Are Avatars The Future Of Shopping?

As retailers get more and more high-tech gadgets, like virtual reality headsets and location-aware beacons, the natural instinct is to throw them at customers and dazzle them with science. However, putting customers into a digital world might work better than trying to bombard them with it.

That, at least, is the thought process behind Hewlett Packard Enterprise’s (HPE) latest moonshot tech project, Forbes reported. In conjunction with German 3D scanning and printing firm DOOB, Hong Kong-based Quantum Matrix and South Korean digital clothing developer Physan, HPE has developed a process by which human bodies can be rendered into personalized avatars in the space of a few minutes. After that, the consumer’s digital self is free to do a host of activities that make sense in an eCommerce world: try on digital clothes, share looks with and solicit opinions from friends and tailor preferred items to individual measurements.

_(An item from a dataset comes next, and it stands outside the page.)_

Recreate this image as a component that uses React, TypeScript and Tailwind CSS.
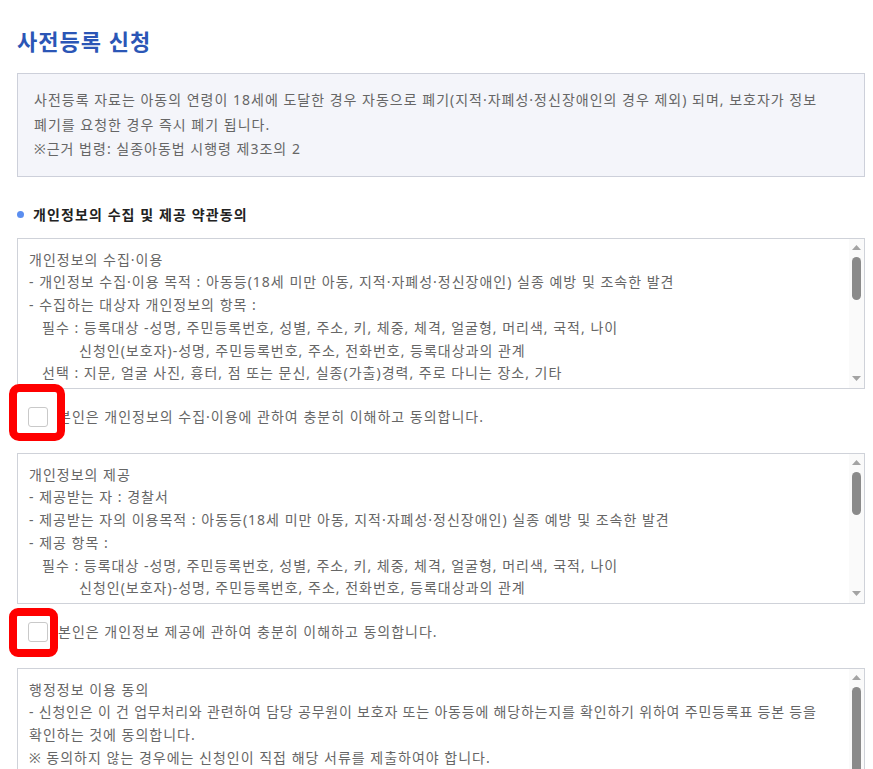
import React from "react";

type Line = { text: string; indent?: number; tight?: boolean };

function ScrollBox({ lines, thumbHeight }: { lines: Line[]; thumbHeight: number }) {
  return (
    <div className="flex h-[151px] border border-[#cfd2d9] bg-white">
      <div className="flex-1 overflow-hidden pl-[11px] pt-[10px] text-[14px] leading-[22.8px] tracking-[1px] text-[#666]">
        {lines.map((l, i) => (
          <div
            key={i}
            className={
              l.indent === 1
                ? "whitespace-nowrap pl-[13px]"
                : l.indent === 2
                ? "whitespace-nowrap pl-[50px]"
                : l.tight
                ? "whitespace-nowrap tracking-[0.8px]"
                : "whitespace-nowrap"
            }
          >
            {l.text}
          </div>
        ))}
      </div>
      <div className="flex w-[15px] flex-col items-center bg-[#fafafa] pt-[6px] pb-[7px]">
        <svg width="9" height="5" viewBox="0 0 9 5" className="shrink-0">
          <polygon points="4.5,0 9,5 0,5" fill="#a3a3a3" />
        </svg>
        <div className="mt-[7px] w-[9px] shrink-0 rounded-full bg-[#8a8a8a]" style={{ height: thumbHeight }} />
        <div className="flex-1" />
        <svg width="9" height="5" viewBox="0 0 9 5" className="shrink-0">
          <polygon points="0,0 9,0 4.5,5" fill="#a3a3a3" />
        </svg>
      </div>
    </div>
  );
}

function CheckRow({ label, frame }: { label: string; frame: 1 | 2 }) {
  return (
    <div className="mt-[18px] mb-[26px] flex h-[20px] items-center pl-[11px]">
      <div className="relative h-[20px] w-[20px] shrink-0">
        <div className="h-[20px] w-[20px] rounded-[3px] border border-[#c9c9c9] bg-white" />
        {frame === 1 ? (
          <div className="absolute left-[-19px] top-[-23px] h-[57px] w-[56px] rounded-[10px] border-[8px] border-[#ff0000]" />
        ) : (
          <div className="absolute left-[-19px] top-[-14px] h-[49px] w-[49px] rounded-[9px] border-[8px] border-[#ff0000]" />
        )}
      </div>
      <span className="ml-[10px] whitespace-nowrap text-[14px] leading-[20px] tracking-[1px] text-[#666]">{label}</span>
    </div>
  );
}

export default function App() {
  const box1: Line[] = [
    { text: "개인정보의 수집·이용" },
    { text: "- 개인정보 수집·이용 목적 : 아동등(18세 미만 아동, 지적·자폐성·정신장애인) 실종 예방 및 조속한 발견" },
    { text: "- 수집하는 대상자 개인정보의 항목 :" },
    { text: "필수 : 등록대상 -성명, 주민등록번호, 성별, 주소, 키, 체중, 체격, 얼굴형, 머리색, 국적, 나이", indent: 1 },
    { text: "신청인(보호자)-성명, 주민등록번호, 주소, 전화번호, 등록대상과의 관계", indent: 2 },
    { text: "선택 : 지문, 얼굴 사진, 흉터, 점 또는 문신, 실종(가출)경력, 주로 다니는 장소, 기타", indent: 1 },
  ];
  const box2: Line[] = [
    { text: "개인정보의 제공" },
    { text: "- 제공받는 자 : 경찰서" },
    { text: "- 제공받는 자의 이용목적 : 아동등(18세 미만 아동, 지적·자폐성·정신장애인) 실종 예방 및 조속한 발견" },
    { text: "- 제공 항목 :" },
    { text: "필수 : 등록대상 -성명, 주민등록번호, 성별, 주소, 키, 체중, 체격, 얼굴형, 머리색, 국적, 나이", indent: 1 },
    { text: "신청인(보호자)-성명, 주민등록번호, 주소, 전화번호, 등록대상과의 관계", indent: 2 },
  ];
  const box3: Line[] = [
    { text: "행정정보 이용 동의" },
    { text: "- 신청인은 이 건 업무처리와 관련하여 담당 공무원이 보호자 또는 아동등에 해당하는지를 확인하기 위하여 주민등록표 등본 등을", tight: true },
    { text: "확인하는 것에 동의합니다." },
    { text: "※ 동의하지 않는 경우에는 신청인이 직접 해당 서류를 제출하여야 합니다." },
  ];

  return (
    <div className="min-h-screen bg-white font-['Noto_Sans','Noto_Sans_CJK_KR',sans-serif]">
      <div className="ml-[17px] w-[848px]">
        <h1 className="pt-[26px] text-[22px] font-bold leading-[30px] tracking-[1px] text-[#2b56b6]">사전등록 신청</h1>
        <div className="mt-[17px] border border-[#cdd0da] bg-[#f4f5fa] px-[16px] py-[14px] text-[14px] leading-[24.5px] tracking-[1px] text-[#666]">
          <div className="whitespace-nowrap">사전등록 자료는 아동의 연령이 18세에 도달한 경우 자동으로 폐기(지적·자폐성·정신장애인의 경우 제외) 되며, 보호자가 정보</div>
          <div>폐기를 요청한 경우 즉시 폐기 됩니다.</div>
          <div>※근거 법령: 실종아동법 시행령 제3조의 2</div>
        </div>
        <div className="mt-[28px] flex h-[20px] items-center">
          <span className="h-[7px] w-[7px] rounded-full bg-[#5b8ef0]" />
          <span className="ml-[9px] text-[14px] font-bold leading-[20px] tracking-[1.1px] text-[#222]">개인정보의 수집 및 제공 약관동의</span>
        </div>
        <div className="mt-[13px]">
          <ScrollBox lines={box1} thumbHeight={43} />
          <CheckRow label="본인은 개인정보의 수집·이용에 관하여 충분히 이해하고 동의합니다." frame={1} />
          <ScrollBox lines={box2} thumbHeight={43} />
          <CheckRow label="본인은 개인정보 제공에 관하여 충분히 이해하고 동의합니다." frame={2} />
          <ScrollBox lines={box3} thumbHeight={110} />
        </div>
      </div>
    </div>
  );
}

The technology is far from market-ready, though, as is evident from the process by which a consumer’s avatar is created. The user in question enters a closet-sized enclosure, within which 64 cameras scan for as many details as possible. Forbes said that the process takes “a few minutes,” which might make it more of a novelty in retail environments at its current state than a linchpin of getting customers to try on more items quickly.

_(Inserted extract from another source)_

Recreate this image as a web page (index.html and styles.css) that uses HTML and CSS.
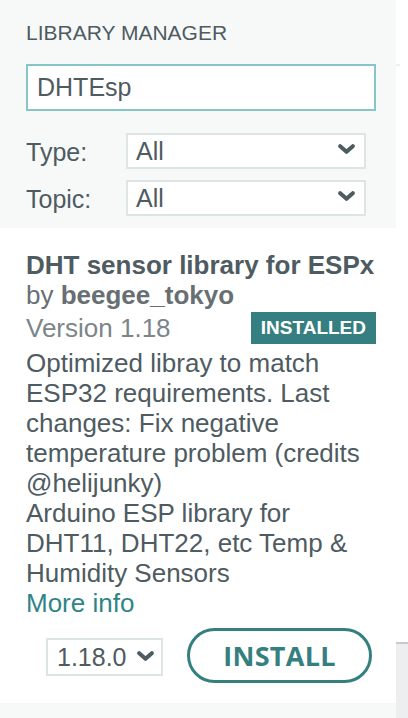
FILE: index.html
```html
<!DOCTYPE html>
<html lang="en">
<head>
<meta charset="utf-8">
<title>Library Manager</title>
<link rel="stylesheet" href="styles.css">
</head>
<body>
<div class="page">
  <div class="main">
    <section class="filters">
      <h2 class="title">LIBRARY MANAGER</h2>
      <input class="search" type="text" value="DHTEsp">
      <div class="filter-row">
        <label class="filter-label">Type:</label>
        <div class="select">
          <span class="select-value">All</span>
          <svg class="chev" viewBox="0 0 17 10" width="17" height="10"><path d="M2.2 2.2 L8.5 7.8 L14.8 2.2" fill="none" stroke="#4e5b61" stroke-width="4" stroke-linecap="round" stroke-linejoin="round"/></svg>
        </div>
      </div>
      <div class="filter-row">
        <label class="filter-label">Topic:</label>
        <div class="select">
          <span class="select-value">All</span>
          <svg class="chev" viewBox="0 0 17 10" width="17" height="10"><path d="M2.2 2.2 L8.5 7.8 L14.8 2.2" fill="none" stroke="#4e5b61" stroke-width="4" stroke-linecap="round" stroke-linejoin="round"/></svg>
        </div>
      </div>
    </section>
    <section class="card">
      <div class="lib-name">DHT sensor library for ESPx</div>
      <div class="lib-author">by <b>beegee_tokyo</b></div>
      <div class="version-row">
        <span class="version">Version 1.18</span>
        <span class="badge">INSTALLED</span>
      </div>
      <p class="desc">Optimized libray to match ESP32 requirements. Last changes: Fix negative temperature problem (credits @helijunky)</p>
      <p class="desc">Arduino ESP library for DHT11, DHT22, etc Temp &amp; Humidity Sensors</p>
      <a class="more" href="#">More info</a>
      <div class="actions">
        <div class="ver-select">
          <span>1.18.0</span>
          <svg class="chev" viewBox="0 0 17 10" width="17" height="10"><path d="M2.2 2.2 L8.5 7.8 L14.8 2.2" fill="none" stroke="#4e5b61" stroke-width="4" stroke-linecap="round" stroke-linejoin="round"/></svg>
        </div>
        <button class="install">INSTALL</button>
      </div>
    </section>
    <div class="next"></div>
  </div>
  <div class="side">
    <div class="side-top"></div>
    <div class="side-line"></div>
    <div class="side-gap"></div>
    <div class="side-block"></div>
  </div>
</div>
</body>
</html>
```
FILE: styles.css
```css
* { box-sizing: border-box; }
html, body { margin: 0; padding: 0; }
body {
  width: 408px;
  height: 718px;
  overflow: hidden;
  background: #ffffff;
  font-family: "Liberation Sans", Arial, Helvetica, sans-serif;
  color: #4e5b61;
}
.page {
  display: flex;
  height: 718px;
}
.main {
  width: 396px;
  display: flex;
  flex-direction: column;
}
.filters {
  background: #f7f9f9;
  height: 228px;
  padding: 21px 20px 0 26px;
}
.title {
  margin: 0;
  font-size: 21px;
  font-weight: normal;
  line-height: 24px;
  color: #4e5b61;
}
.search {
  display: block;
  margin-top: 19px;
  width: 350px;
  height: 47px;
  border: 2px solid #86c6c8;
  background: #ffffff;
  padding: 0 9px;
  font-family: inherit;
  font-size: 25px;
  color: #4e5b61;
  outline: none;
}
.filter-row {
  display: flex;
  align-items: center;
  margin-top: 11px;
}
.search + .filter-row { margin-top: 22px; }
.filter-label {
  width: 100px;
  font-size: 25px;
  padding-top: 3px;
}
.select {
  width: 240px;
  height: 36px;
  border: 2px solid #dde5e4;
  background: #ffffff;
  display: flex;
  align-items: center;
  justify-content: space-between;
  padding: 0 9px 0 8px;
  font-size: 25px;
}
.chev { display: block; }
.select .chev { margin-top: -4px; }
.card {
  flex: 1;
  background: #ffffff;
  padding: 22px 20px 20px 26px;
  font-size: 26px;
  line-height: 30px;
}
.lib-name {
  font-weight: bold;
  color: #4e5b61;
}
.lib-author {
  color: #686f73;
}
.lib-author b { color: #686f73; }
.version-row {
  display: flex;
  justify-content: space-between;
  align-items: center;
  margin-top: 2px;
  height: 32px;
}
.version {
  color: #7c8589;
}
.badge {
  background: #357f80;
  color: #ffffff;
  font-weight: bold;
  font-size: 19px;
  line-height: 32px;
  height: 32px;
  padding: 0 10px;
}
.desc {
  margin: 0;
  color: #4e5b61;
}
.version-row + .desc { margin-top: 4px; }
.more {
  display: block;
  color: #2f8586;
  text-decoration: none;
}
.actions {
  display: flex;
  align-items: center;
  margin-top: 10px;
  padding-left: 20px;
  gap: 24px;
}
.ver-select {
  width: 117px;
  height: 38px;
  margin-top: 3px;
  border: 2px solid #dde5e4;
  display: flex;
  align-items: center;
  gap: 10px;
  padding-left: 9px;
  font-size: 25px;
  line-height: 30px;
  color: #4e5b61;
}
.ver-select .chev { margin-top: -2px; }
.install {
  width: 185px;
  height: 55px;
  border: 3px solid #367f80;
  border-radius: 28px;
  background: #ffffff;
  color: #367f80;
  font-family: "Open Sans", "Liberation Sans", sans-serif;
  font-weight: bold;
  font-size: 27px;
  padding: 0;
  letter-spacing: 0.3px;
}
.next {
  height: 15px;
  background: #f7f9f9;
}
.side {
  width: 12px;
  display: flex;
  flex-direction: column;
}
.side-top { height: 64px; }
.side-line {
  width: 4px;
  height: 2px;
  background: #eef0f0;
}
.side-gap { flex: 1; }
.side-block {
  height: 76px;
  background: #eceef0;
  border-top: 2px solid #c8cbcc;
}
```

The current failings of the technology haven’t stopped HPE from dreaming big, though. A representative told Forbes how the company hopes to improve upon the system to the point where consumers’ avatars are linked to workout regimens. That way, when someone gains or loses weight, the body-mapping system can immediately recommend products that might fit their new bodies or their lifestyles better.

All that needs to happen is for HPE to shrink its avatar machine to a manageable size and form, like computer engineers had to shrink ENIAC from half a gymnasium to pocket-sized phones.